Summary: it seems that libdeflate explicitly uses some gcc-intrinsic
functions on gcc 11+, and it is expected that the assembler can handle
the result. So this doesn't depend on a compiler option and it looks
like we cannot disable it either.
Long version:
This is from .work.log for adler32.c, the offending source file.
[*] cc -DLIBDEFLATE_DLL -Dlibdeflate_shared_EXPORTS -I/tmp/pkgsrc/devel/libdeflate/default/libdeflate-1.20 -O2 -I/usr/pkg/include -I/usr/include -O2 -DNDEBUG -std=gnu99 -fPIC -fvisibility=hidden -Wall -Wdeclaration-after-statement -Wimplicit-fallthrough -Wmissing-field-initializers -Wmissing-prototypes -Wpedantic -Wshadow -Wstrict-prototypes -Wundef -Wvla -MD -MT CMakeFiles/libdeflate_shared.dir/lib/adler32.c.o -MF CMakeFiles/libdeflate_shared.dir/lib/adler32.c.o.d -o CMakeFiles/libdeflate_shared.dir/lib/adler32.c.o -c /tmp/pkgsrc/devel/libdeflate/default/libdeflate-1.20/lib/adler32.c
<.> /tmp/pkgsrc/devel/libdeflate/default/.gcc/bin/gcc -fcommon -fstack-protector-strong -D_FORTIFY_SOURCE=2 -Wl,-zrelro -fPIC -DLIBDEFLATE_DLL -Dlibdeflate_shared_EXPORTS -I/tmp/pkgsrc/devel/libdeflate/default/libdeflate-1.20 -O2 -I/tmp/pkgsrc/devel/libdeflate/default/.buildlink/include -O2 -DNDEBUG -std=gnu99 -fPIC -fvisibility=hidden -Wall -Wdeclaration-after-statement -Wimplicit-fallthrough -Wmissing-field-initializers -Wmissing-prototypes -Wpedantic -Wshadow -Wstrict-prototypes -Wundef -Wvla -MD -MT CMakeFiles/libdeflate_shared.dir/lib/adler32.c.o -MF CMakeFiles/libdeflate_shared.dir/lib/adler32.c.o.d -o CMakeFiles/libdeflate_shared.dir/lib/adler32.c.o -c /tmp/pkgsrc/devel/libdeflate/default/libdeflate-1.20/lib/adler32.c
pkg_comp:default.conf# ls -l /tmp/pkgsrc/devel/libdeflate/default/.gcc/bin/gcc
lrwxr-xr-x 1 root wheel 22 Jul 1 08:30 /tmp/pkgsrc/devel/libdeflate/default/.gcc/bin/gcc -> /usr/pkg/gcc12/bin/gcc
The
/tmp//cceAo651.s:1377: Error: unsupported instruction `vpdpbusd'
seems to be the result of code, included from libdeflate-1.20/lib/adler32_impl.h:
/*
* AVX-VNNI implementation. This is used on CPUs that have AVX2 and AVX-VNNI
* but don't have AVX-512, for example Intel Alder Lake.
*/
#if GCC_PREREQ(11, 1) || CLANG_PREREQ(12, 0, 13000000) || MSVC_PREREQ(1930)
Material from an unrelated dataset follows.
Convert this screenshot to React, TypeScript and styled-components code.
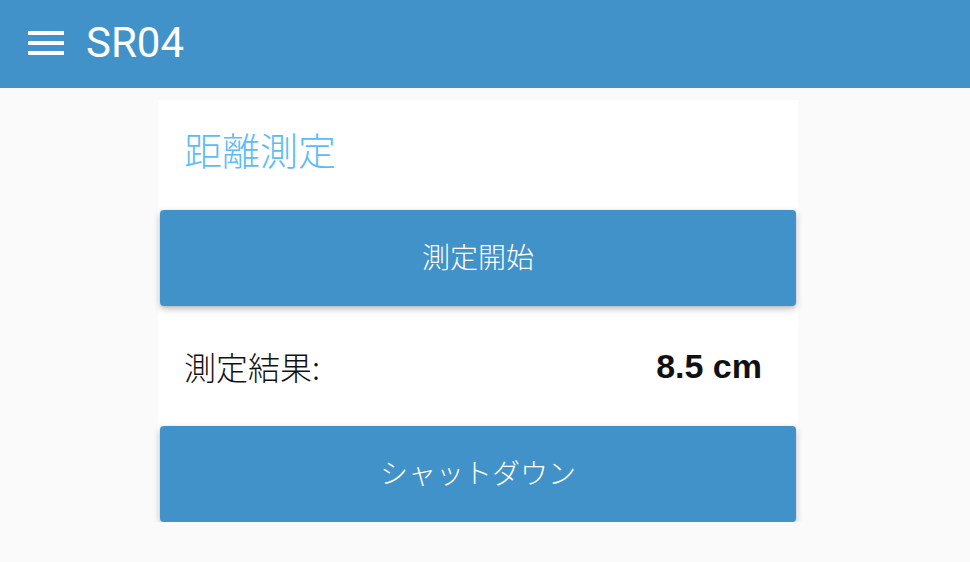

# define adler32_x86_avx2_vnni adler32_x86_avx2_vnni
# define SUFFIX _avx2_vnni
# define ATTRIBUTES _target_attribute("avx2,avxvnni")
# define VL 32
# define USE_VNNI 1
# define USE_AVX512 0
# include "adler32_template.h"
#endif
libdeflate-1.20/lib/x86/adler32_template.h has
#if USE_VNNI
/*
* This is Adler-32 using the vpdpbusd instruction from AVX512VNNI or
* AVX-VNNI. vpdpbusd multiplies the unsigned bytes of one vector by
* the signed bytes of another vector and adds the sums in groups of 4
* to the 32-bit elements of a third vector. We use it in two ways:
* multiplying the data bytes by a sequence like 64,63,62,...,1 for
* calculating part of s2, and multiplying the data bytes by an all-ones
* sequence 1,1,1,...,1 for calculating s1 and part of s2. The all-ones
* trick seems to be faster than the alternative of vpsadbw + vpaddd.
*/
...
v_s2 = VDPBUSD(v_s2, data_a, mults);
and several more such calls
(VDPBUSD isn't exactly the same word as vpdpbusd but it's the closest one)
and this value for VDPBUSD, chosen because VL == 32 and USE_AVX512 == 0.
# define VDPBUSD(a, b, c) _mm256_dpbusd_avx_epi32((a), (b), (c))
So it seems that gcc12 is known to have this intrinsic function, some people
are using it, and the assembler is expected to cope somehow.
It doesn't seem like that gcc generates this instruction spontaneously.
/usr/pkg/gcc12/lib/gcc/x86_64--netbsd/12.3.0/include/avxvnniintrin.h has
extern __inline __m256i
__attribute__((__gnu_inline__, __always_inline__, __artificial__))
_mm256_dpbusd_avx_epi32(__m256i __A, __m256i __B, __m256i __C)
{
return (__m256i) __builtin_ia32_vpdpbusd_v8si ((__v8si) __A,
(__v8si) __B,
(__v8si) __C);
}